What you have to do:
Read the data and repeat all of it exactly.

Dataset extract:
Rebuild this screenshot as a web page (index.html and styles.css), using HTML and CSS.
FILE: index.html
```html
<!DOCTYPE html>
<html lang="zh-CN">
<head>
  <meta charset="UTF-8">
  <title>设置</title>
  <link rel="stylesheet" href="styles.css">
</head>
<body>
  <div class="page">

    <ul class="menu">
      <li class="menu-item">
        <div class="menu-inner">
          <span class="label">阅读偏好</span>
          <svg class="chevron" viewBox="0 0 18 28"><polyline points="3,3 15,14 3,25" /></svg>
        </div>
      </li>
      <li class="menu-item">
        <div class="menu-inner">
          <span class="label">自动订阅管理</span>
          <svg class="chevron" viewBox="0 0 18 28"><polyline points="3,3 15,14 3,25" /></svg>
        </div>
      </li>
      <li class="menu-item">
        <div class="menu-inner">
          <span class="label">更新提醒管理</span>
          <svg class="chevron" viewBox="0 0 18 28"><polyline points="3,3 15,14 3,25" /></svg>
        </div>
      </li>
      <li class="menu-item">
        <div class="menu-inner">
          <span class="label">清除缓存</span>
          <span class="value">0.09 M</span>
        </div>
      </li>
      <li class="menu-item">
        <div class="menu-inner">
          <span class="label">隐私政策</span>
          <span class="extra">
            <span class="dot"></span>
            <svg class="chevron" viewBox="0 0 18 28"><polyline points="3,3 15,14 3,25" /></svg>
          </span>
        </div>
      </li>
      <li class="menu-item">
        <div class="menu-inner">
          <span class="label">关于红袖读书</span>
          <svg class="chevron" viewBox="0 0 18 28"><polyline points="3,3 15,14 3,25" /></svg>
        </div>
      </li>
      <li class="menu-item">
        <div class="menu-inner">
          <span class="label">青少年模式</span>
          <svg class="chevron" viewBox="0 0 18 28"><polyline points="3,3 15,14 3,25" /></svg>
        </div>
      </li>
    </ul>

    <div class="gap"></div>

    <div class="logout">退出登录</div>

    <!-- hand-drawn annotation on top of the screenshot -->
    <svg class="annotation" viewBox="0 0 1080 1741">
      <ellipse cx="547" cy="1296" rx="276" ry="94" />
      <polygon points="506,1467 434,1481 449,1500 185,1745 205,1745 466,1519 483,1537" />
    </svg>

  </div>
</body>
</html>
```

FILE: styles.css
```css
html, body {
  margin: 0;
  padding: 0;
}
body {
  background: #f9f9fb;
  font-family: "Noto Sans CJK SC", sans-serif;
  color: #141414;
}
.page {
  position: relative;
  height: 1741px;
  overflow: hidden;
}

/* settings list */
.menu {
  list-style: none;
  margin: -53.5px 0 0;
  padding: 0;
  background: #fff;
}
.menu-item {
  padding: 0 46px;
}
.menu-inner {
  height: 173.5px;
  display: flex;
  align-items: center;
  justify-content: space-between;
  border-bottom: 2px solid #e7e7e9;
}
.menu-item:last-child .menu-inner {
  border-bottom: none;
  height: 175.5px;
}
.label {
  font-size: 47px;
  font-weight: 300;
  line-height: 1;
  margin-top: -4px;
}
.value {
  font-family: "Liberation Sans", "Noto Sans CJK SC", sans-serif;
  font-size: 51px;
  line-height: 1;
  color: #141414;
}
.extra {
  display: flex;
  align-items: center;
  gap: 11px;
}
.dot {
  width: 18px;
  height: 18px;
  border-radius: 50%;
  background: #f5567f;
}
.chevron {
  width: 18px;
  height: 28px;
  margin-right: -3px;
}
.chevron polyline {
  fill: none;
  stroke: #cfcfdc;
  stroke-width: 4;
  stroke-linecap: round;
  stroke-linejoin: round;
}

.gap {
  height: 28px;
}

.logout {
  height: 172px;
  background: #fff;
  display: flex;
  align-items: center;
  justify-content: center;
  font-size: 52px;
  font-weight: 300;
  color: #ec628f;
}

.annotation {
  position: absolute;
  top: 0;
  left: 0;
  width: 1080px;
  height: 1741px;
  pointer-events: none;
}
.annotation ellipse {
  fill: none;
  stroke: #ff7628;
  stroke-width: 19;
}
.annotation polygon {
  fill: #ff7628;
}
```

Correct response:
Rebuild this screenshot as a web page (index.html and styles.css), using HTML and CSS.
FILE: index.html
```html
<!DOCTYPE html>
<html lang="zh-CN">
<head>
  <meta charset="UTF-8">
  <title>设置</title>
  <link rel="stylesheet" href="styles.css">
</head>
<body>
  <div class="page">

    <ul class="menu">
      <li class="menu-item">
        <div class="menu-inner">
          <span class="label">阅读偏好</span>
          <svg class="chevron" viewBox="0 0 18 28"><polyline points="3,3 15,14 3,25" /></svg>
        </div>
      </li>
      <li class="menu-item">
        <div class="menu-inner">
          <span class="label">自动订阅管理</span>
          <svg class="chevron" viewBox="0 0 18 28"><polyline points="3,3 15,14 3,25" /></svg>
        </div>
      </li>
      <li class="menu-item">
        <div class="menu-inner">
          <span class="label">更新提醒管理</span>
          <svg class="chevron" viewBox="0 0 18 28"><polyline points="3,3 15,14 3,25" /></svg>
        </div>
      </li>
      <li class="menu-item">
        <div class="menu-inner">
          <span class="label">清除缓存</span>
          <span class="value">0.09 M</span>
        </div>
      </li>
      <li class="menu-item">
        <div class="menu-inner">
          <span class="label">隐私政策</span>
          <span class="extra">
            <span class="dot"></span>
            <svg class="chevron" viewBox="0 0 18 28"><polyline points="3,3 15,14 3,25" /></svg>
          </span>
        </div>
      </li>
      <li class="menu-item">
        <div class="menu-inner">
          <span class="label">关于红袖读书</span>
          <svg class="chevron" viewBox="0 0 18 28"><polyline points="3,3 15,14 3,25" /></svg>
        </div>
      </li>
      <li class="menu-item">
        <div class="menu-inner">
          <span class="label">青少年模式</span>
          <svg class="chevron" viewBox="0 0 18 28"><polyline points="3,3 15,14 3,25" /></svg>
        </div>
      </li>
    </ul>

    <div class="gap"></div>

    <div class="logout">退出登录</div>

    <!-- hand-drawn annotation on top of the screenshot -->
    <svg class="annotation" viewBox="0 0 1080 1741">
      <ellipse cx="547" cy="1296" rx="276" ry="94" />
      <polygon points="506,1467 434,1481 449,1500 185,1745 205,1745 466,1519 483,1537" />
    </svg>

  </div>
</body>
</html>
```

FILE: styles.css
```css
html, body {
  margin: 0;
  padding: 0;
}
body {
  background: #f9f9fb;
  font-family: "Noto Sans CJK SC", sans-serif;
  color: #141414;
}
.page {
  position: relative;
  height: 1741px;
  overflow: hidden;
}

/* settings list */
.menu {
  list-style: none;
  margin: -53.5px 0 0;
  padding: 0;
  background: #fff;
}
.menu-item {
  padding: 0 46px;
}
.menu-inner {
  height: 173.5px;
  display: flex;
  align-items: center;
  justify-content: space-between;
  border-bottom: 2px solid #e7e7e9;
}
.menu-item:last-child .menu-inner {
  border-bottom: none;
  height: 175.5px;
}
.label {
  font-size: 47px;
  font-weight: 300;
  line-height: 1;
  margin-top: -4px;
}
.value {
  font-family: "Liberation Sans", "Noto Sans CJK SC", sans-serif;
  font-size: 51px;
  line-height: 1;
  color: #141414;
}
.extra {
  display: flex;
  align-items: center;
  gap: 11px;
}
.dot {
  width: 18px;
  height: 18px;
  border-radius: 50%;
  background: #f5567f;
}
.chevron {
  width: 18px;
  height: 28px;
  margin-right: -3px;
}
.chevron polyline {
  fill: none;
  stroke: #cfcfdc;
  stroke-width: 4;
  stroke-linecap: round;
  stroke-linejoin: round;
}

.gap {
  height: 28px;
}

.logout {
  height: 172px;
  background: #fff;
  display: flex;
  align-items: center;
  justify-content: center;
  font-size: 52px;
  font-weight: 300;
  color: #ec628f;
}

.annotation {
  position: absolute;
  top: 0;
  left: 0;
  width: 1080px;
  height: 1741px;
  pointer-events: none;
}
.annotation ellipse {
  fill: none;
  stroke: #ff7628;
  stroke-width: 19;
}
.annotation polygon {
  fill: #ff7628;
}
```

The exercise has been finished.